DOUBLE-CHOCOLATE OATMEAL COOKIES WITH PECANS AND CHERRIES
Dried cherries and chopped pecans give these cookies bonus flavor and texture. Double the batch and freeze half for future cookie emergencies.
ACTIVE TIME 20 MINUTES TOTAL TIME 35 MINUTES MAKES 24 COOKIES
2 cups old-fashioned rolled oats
1 cup all-purpose flour
1 cup packed light brown sugar
1/2 cup unsweetened cocoa powder
1 tsp. baking powder
3/4 tsp. kosher salt
1/2 tsp. baking soda
2 large eggs
3/4 cup canola oil
1/2 cup sweetened dried cherries, chopped
1/2 cup pecans, chopped
2 oz. semisweet chocolate (from a block or bar), finely chopped (about 1/2 cup)

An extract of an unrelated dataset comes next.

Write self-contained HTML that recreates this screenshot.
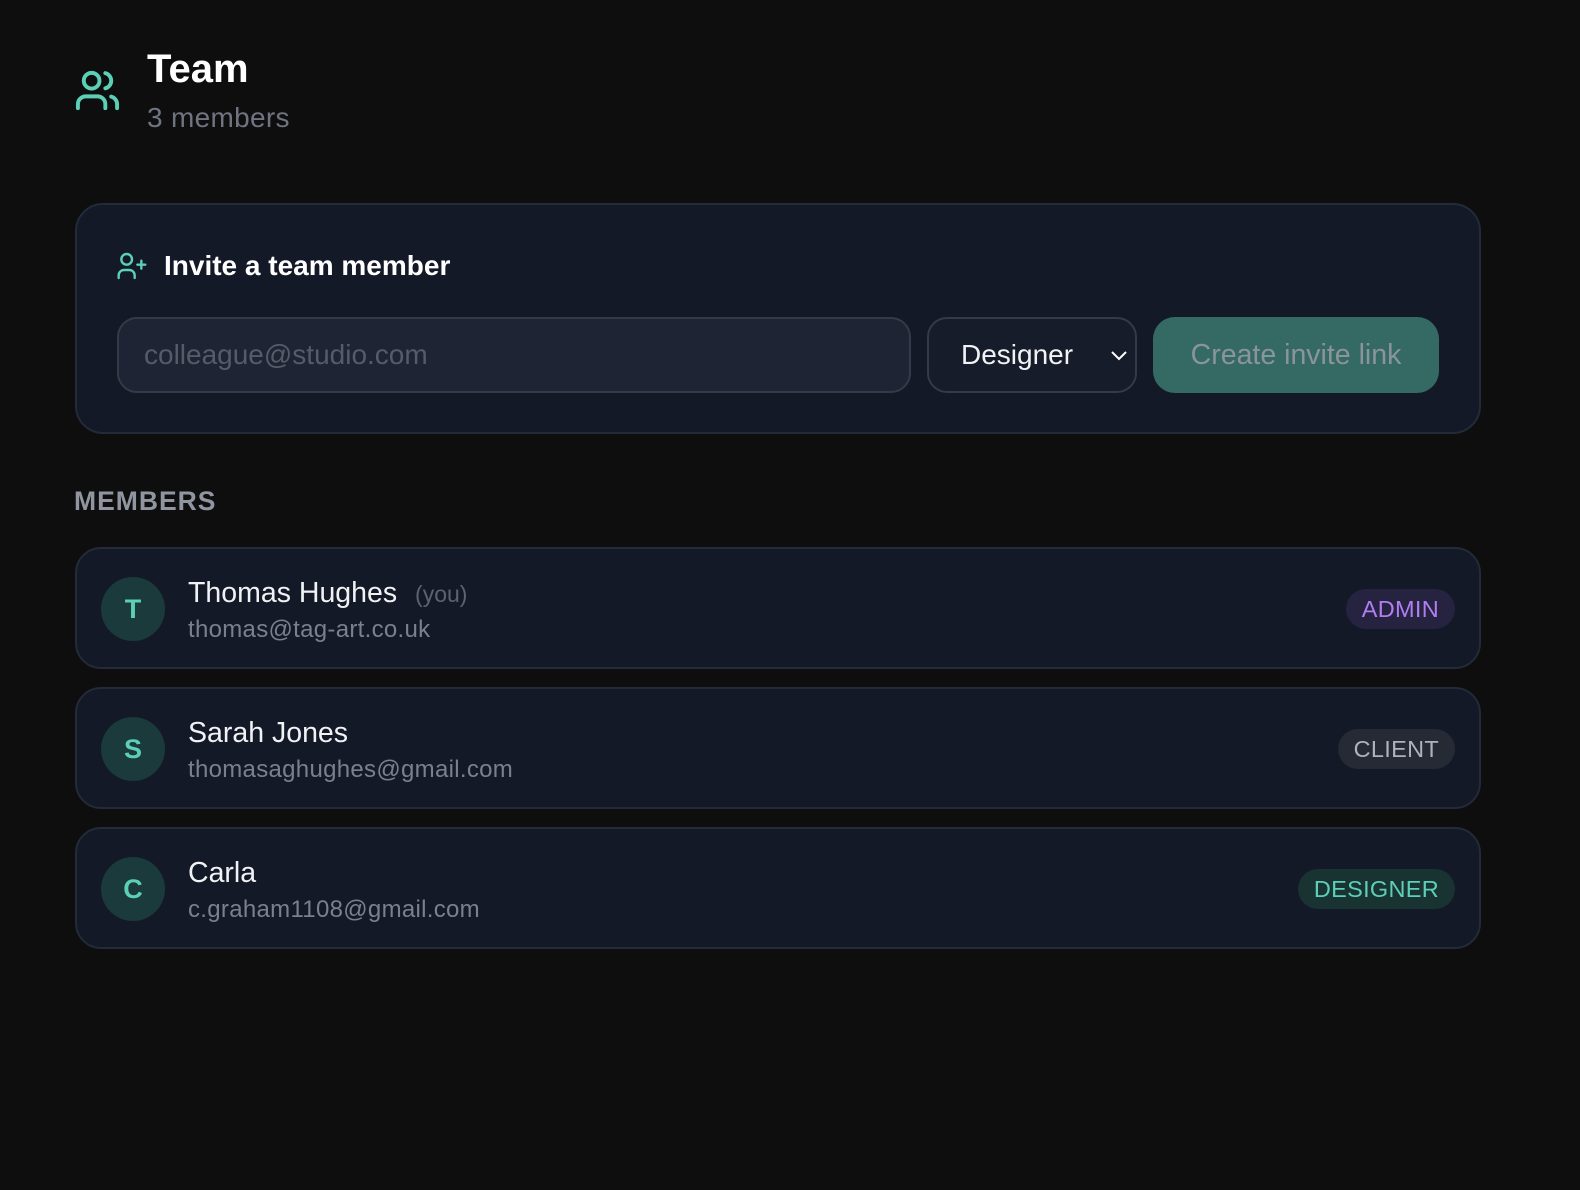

PREHEAT oven to 350°F. Line 2 rimmed baking sheets with parchment paper. Whisk oats, flour, sugar, cocoa powder, baking powder, salt, and baking soda in a large bowl. Make a well in center of mixture. Add eggs and oil to well; whisk eggs and oil inside well to combine.
USING a wooden spoon or a silicone spatula, stir oat mixture and egg mixture until combined. Stir in cherries, pecans, and chopped chocolate.
ROLL dough evenly into 24 balls (about 13/4 inches each). Arrange balls at least 2 inches apart on baking sheets.
BAKE until tops and edges of cookies are set and no longer glossy, 9 to 10 minutes. Let cool on baking sheets for 5 minutes. Transfer cookies to a wire rack. Serve warm or let cool completely, about 1 hour.
The dough may feel crumbly; just give it an extra squeeze to form the cookies. They’ll bake perfectly in the oven.